Lovell told the Atlantic, “The way we’ve traditionally thought of sexual assault is this ‘he said, she said’ situation, where they investigate the sexual assault in isolation.” Looking at a crime in isolation can cause detectives to miss important information. Rather, she believes that detectives should consider the crimes that had been committed in geographical proximity. 

Even the police forgot about the rape kits. Detective Keith Hunter had been a detective with the Cleveland Sex Crimes and Child Abuse Unit for over 20 years. In 2017, the Cleveland Sex Crimes and Child Abuse Unit conducted an internal investigation, resulting in the suspension of Hunter. The investigation found that he failed to send over 187 rape kits for testing during his time as an investigator. Hunter claims that he stored the kits in a “secret” room and “kept forgetting about the evidence.” Hunter also attempted to cover up the total number of untested kits as they continued to pile up. One hundred eighty-seven rape kits eventually accumulated and were untested. Hunter is still a police officer with the Cleveland PD. 

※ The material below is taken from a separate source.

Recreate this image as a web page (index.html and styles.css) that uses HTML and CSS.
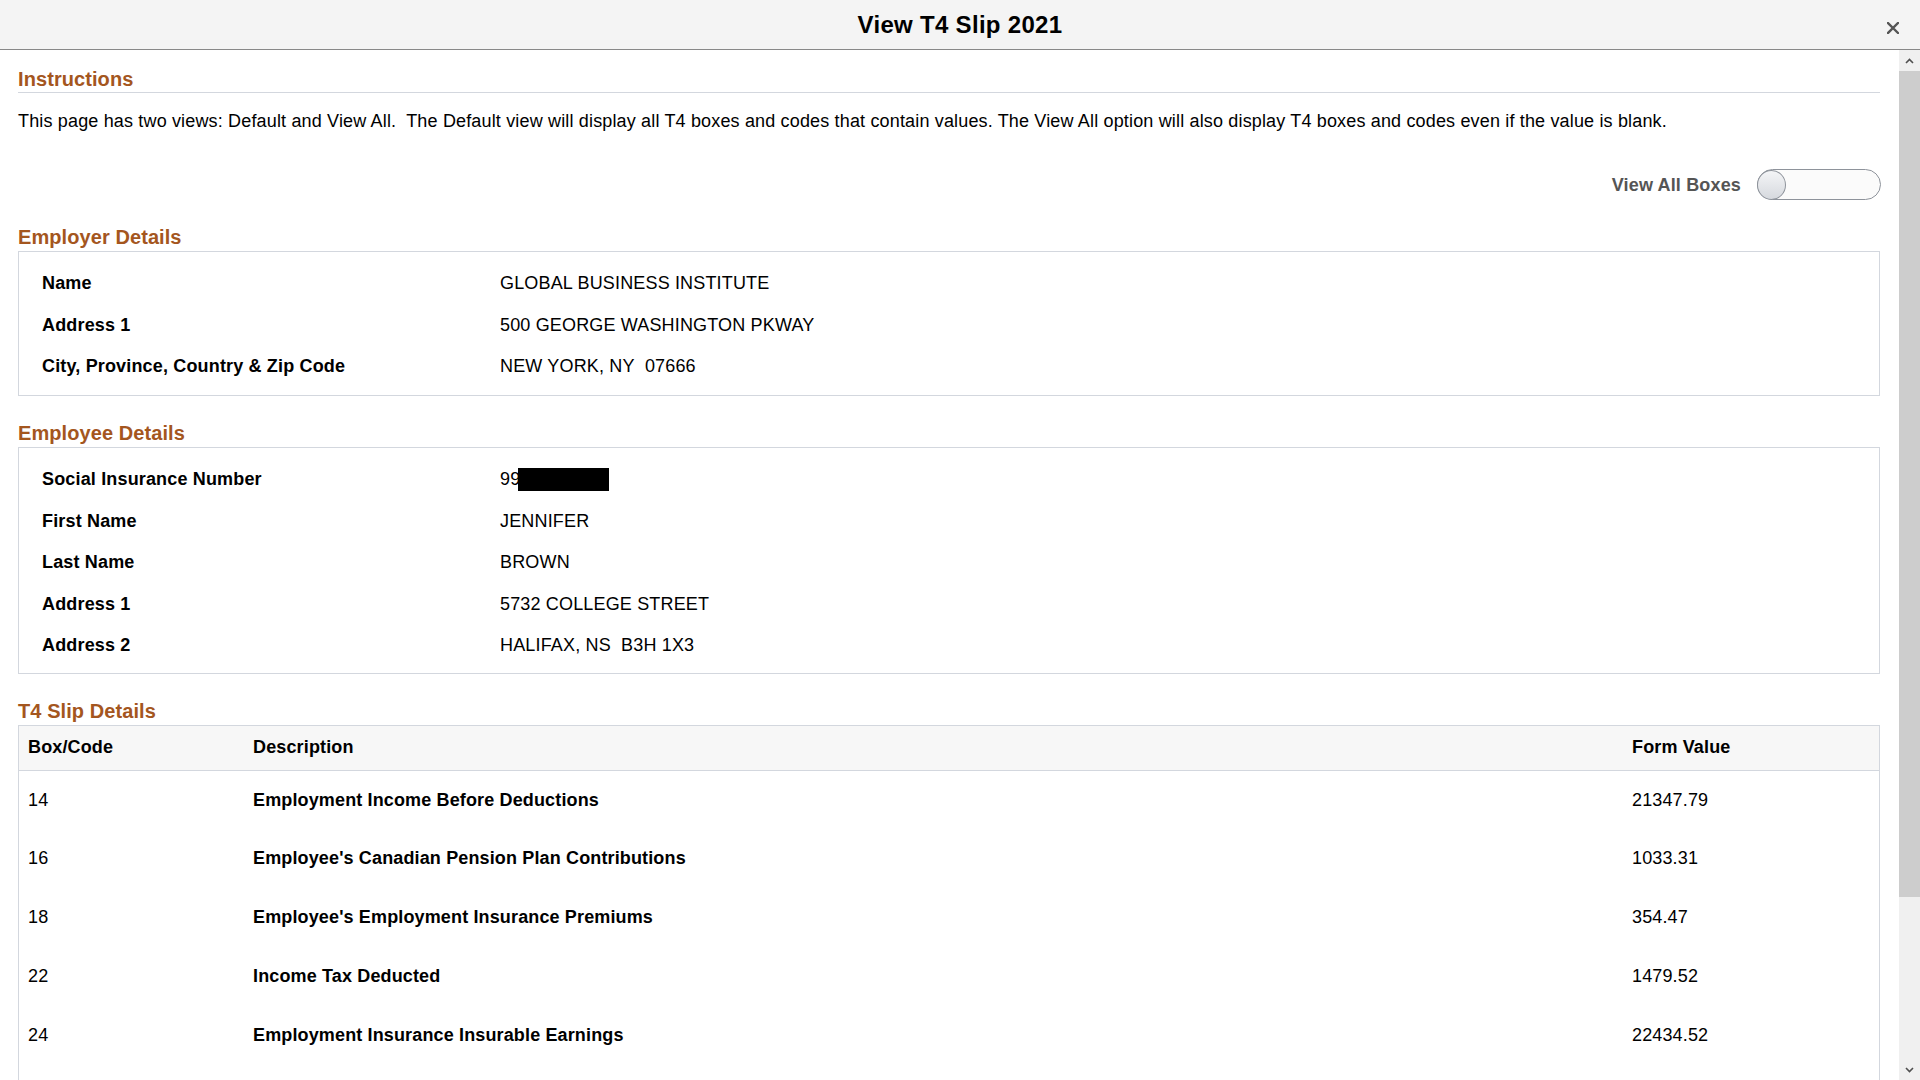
FILE: index.html
```html
<!DOCTYPE html>
<html lang="en">
<head>
<meta charset="utf-8">
<title>View T4 Slip 2021</title>
<link rel="stylesheet" href="styles.css">
</head>
<body>
<div class="modal">
  <header class="titlebar">
    <h1 class="title">View T4 Slip 2021</h1>
    <button class="close" type="button" aria-label="Close">
      <svg width="12" height="12" viewBox="0 0 12 12"><path d="M1 1 L11 11 M11 1 L1 11" stroke="#555" stroke-width="2.4" stroke-linecap="square" fill="none"/></svg>
    </button>
  </header>
  <div class="modal-body">
    <main class="content">
      <h2 class="section-title first">Instructions</h2>
      <p class="intro">This page has two views: Default and View All.&nbsp; The Default view will display all T4 boxes and codes that contain values. The View All option will also display T4 boxes and codes even if the value is blank.</p>

      <div class="toggle-row">
        <span class="toggle-label">View All Boxes</span>
        <span class="toggle"><span class="knob"></span></span>
      </div>

      <h2 class="section-title">Employer Details</h2>
      <div class="details employer">
        <div class="detail-row"><span class="label">Name</span><span class="value">GLOBAL BUSINESS INSTITUTE</span></div>
        <div class="detail-row"><span class="label">Address 1</span><span class="value">500 GEORGE WASHINGTON PKWAY</span></div>
        <div class="detail-row"><span class="label">City, Province, Country &amp; Zip Code</span><span class="value">NEW YORK, NY&nbsp; 07666</span></div>
      </div>

      <h2 class="section-title">Employee Details</h2>
      <div class="details">
        <div class="detail-row"><span class="label">Social Insurance Number</span><span class="value">99<span class="redact"></span></span></div>
        <div class="detail-row"><span class="label">First Name</span><span class="value">JENNIFER</span></div>
        <div class="detail-row"><span class="label">Last Name</span><span class="value">BROWN</span></div>
        <div class="detail-row"><span class="label">Address 1</span><span class="value">5732 COLLEGE STREET</span></div>
        <div class="detail-row"><span class="label">Address 2</span><span class="value">HALIFAX, NS&nbsp; B3H 1X3</span></div>
      </div>

      <h2 class="section-title">T4 Slip Details</h2>
      <div class="slip">
        <div class="slip-head"><span>Box/Code</span><span>Description</span><span>Form Value</span></div>
        <div class="slip-row"><span>14</span><span class="desc">Employment Income Before Deductions</span><span>21347.79</span></div>
        <div class="slip-row"><span>16</span><span class="desc">Employee's Canadian Pension Plan Contributions</span><span>1033.31</span></div>
        <div class="slip-row"><span>18</span><span class="desc">Employee's Employment Insurance Premiums</span><span>354.47</span></div>
        <div class="slip-row"><span>22</span><span class="desc">Income Tax Deducted</span><span>1479.52</span></div>
        <div class="slip-row"><span>24</span><span class="desc">Employment Insurance Insurable Earnings</span><span>22434.52</span></div>
      </div>
    </main>
    <div class="scrollbar" aria-hidden="true">
      <div class="sb-btn">
        <svg width="9" height="6" viewBox="0 0 9 6"><path d="M1 5 L4.5 1.5 L8 5" stroke="#505050" stroke-width="1.6" fill="none"/></svg>
      </div>
      <div class="sb-thumb"></div>
      <div class="sb-track"></div>
      <div class="sb-btn">
        <svg width="9" height="6" viewBox="0 0 9 6"><path d="M1 1 L4.5 4.5 L8 1" stroke="#505050" stroke-width="1.6" fill="none"/></svg>
      </div>
    </div>
  </div>
</div>
</body>
</html>
```
FILE: styles.css
```css
* { box-sizing: border-box; }

html, body {
  margin: 0;
  height: 100%;
  overflow: hidden;
}

body {
  font-family: "Liberation Sans", Arial, sans-serif;
  color: #000;
  background: #fff;
}

.modal {
  height: 1080px;
  display: flex;
  flex-direction: column;
}

.titlebar {
  height: 50px;
  flex: none;
  background: #f4f4f4;
  border-bottom: 1px solid #888;
  display: grid;
  grid-template-columns: 1fr auto 1fr;
  align-items: center;
}

.title {
  grid-column: 2;
  margin: 0;
  font-size: 24px;
  line-height: 28px;
  font-weight: bold;
  letter-spacing: 0.3px;
  color: #000;
}

.close {
  grid-column: 3;
  justify-self: end;
  margin: 7px 21px 0 0;
  width: 12px;
  height: 12px;
  padding: 0;
  border: 0;
  background: none;
  display: flex;
}

.modal-body {
  flex: 1;
  display: flex;
  min-height: 0;
}

.content {
  flex: 1;
  min-width: 0;
  padding: 0 19px 0 18px;
  overflow: hidden;
}

.section-title {
  margin: 26px 0 2px;
  font-size: 20px;
  line-height: 23px;
  font-weight: bold;
  letter-spacing: 0.08px;
  color: #a4561e;
}

.section-title.first {
  margin: 18px 0 0;
  padding-bottom: 1px;
  border-bottom: 1px solid #d3d7de;
}

.intro {
  margin: 18px 0 0;
  font-size: 18px;
  line-height: 21px;
  letter-spacing: 0.16px;
}

.toggle-row {
  margin-top: 37px;
  margin-bottom: 1px;
  display: flex;
  justify-content: flex-end;
  align-items: center;
  gap: 16px;
  margin-right: -1px;
}

.toggle-label {
  font-size: 18px;
  line-height: 21px;
  font-weight: bold;
  letter-spacing: 0.16px;
  color: #555;
  padding-top: 2px;
}

.toggle {
  width: 124px;
  height: 31px;
  border: 1px solid #8e939b;
  border-radius: 16px;
  background: #fbfbfb;
  display: flex;
  align-items: center;
}

.knob {
  width: 29px;
  height: 30px;
  margin-left: -1px;
  border: 1px solid #8e939b;
  border-radius: 50%;
  background: linear-gradient(#f4f5f7, #d6d9de);
}

.details {
  border: 1px solid #d3d7de;
  padding: 11px 0 6px;
}

.details.employer {
  padding-bottom: 7px;
}

.detail-row {
  display: grid;
  grid-template-columns: 458px 1fr;
  align-items: center;
  height: 41.6px;
  padding-left: 23px;
  font-size: 18px;
  line-height: 21px;
  letter-spacing: 0.16px;
}

.label { font-weight: bold; }

.value {
  display: flex;
  align-items: center;
}

.redact {
  display: inline-block;
  width: 91px;
  height: 23px;
  margin-left: -2px;
  background: #000;
}

.slip {
  border: 1px solid #d3d7de;
  border-bottom: 0;
  padding-bottom: 80px;
  font-size: 18px;
  line-height: 21px;
  letter-spacing: 0.14px;
}

.slip-head,
.slip-row {
  display: grid;
  grid-template-columns: 225px 1379px 1fr;
  align-items: center;
}

.slip-head > span,
.slip-row > span {
  padding-left: 9px;
}

.slip-head {
  height: 45px;
  background: #f7f7f7;
  border-bottom: 1px solid #d3d7de;
  font-weight: bold;
}

.slip-row {
  height: 58.75px;
}

.desc { font-weight: bold; }

.scrollbar {
  width: 21px;
  flex: none;
  background: #f0f0f0;
  display: flex;
  flex-direction: column;
}

.sb-btn {
  height: 21px;
  flex: none;
  display: flex;
  align-items: center;
  justify-content: center;
}

.sb-thumb {
  height: 826px;
  flex: none;
  background: #cdcdcd;
}

.sb-track { flex: 1; }
```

Despite Hunter’s errors, the number of kits submitted for forensic testing generally increased within Cuyahoga County. From 2011 to 2019, Cuyahoga County has exhibited a 167 percent increase in test kits getting sent to the Ohio Bureau of Criminal Investigation for forensic testing, with 2,836 kits submitted for testing in 2017 alone. Then, a chain reaction followed. The large influx in the number of submissions eventually led to the indictment of over 650 rape suspects in Cuyahoga County alone. That number is up to 809 today.  

Even as rapists are getting prosecuted faster than ever, time is of the essence in these cold cases. Sex crimes have a 20-year statute of limitation in Ohio. Thus, county prosecutors must race against time to get as many cases processed as possible, sadly, leaving victims from before 2000 in the dark.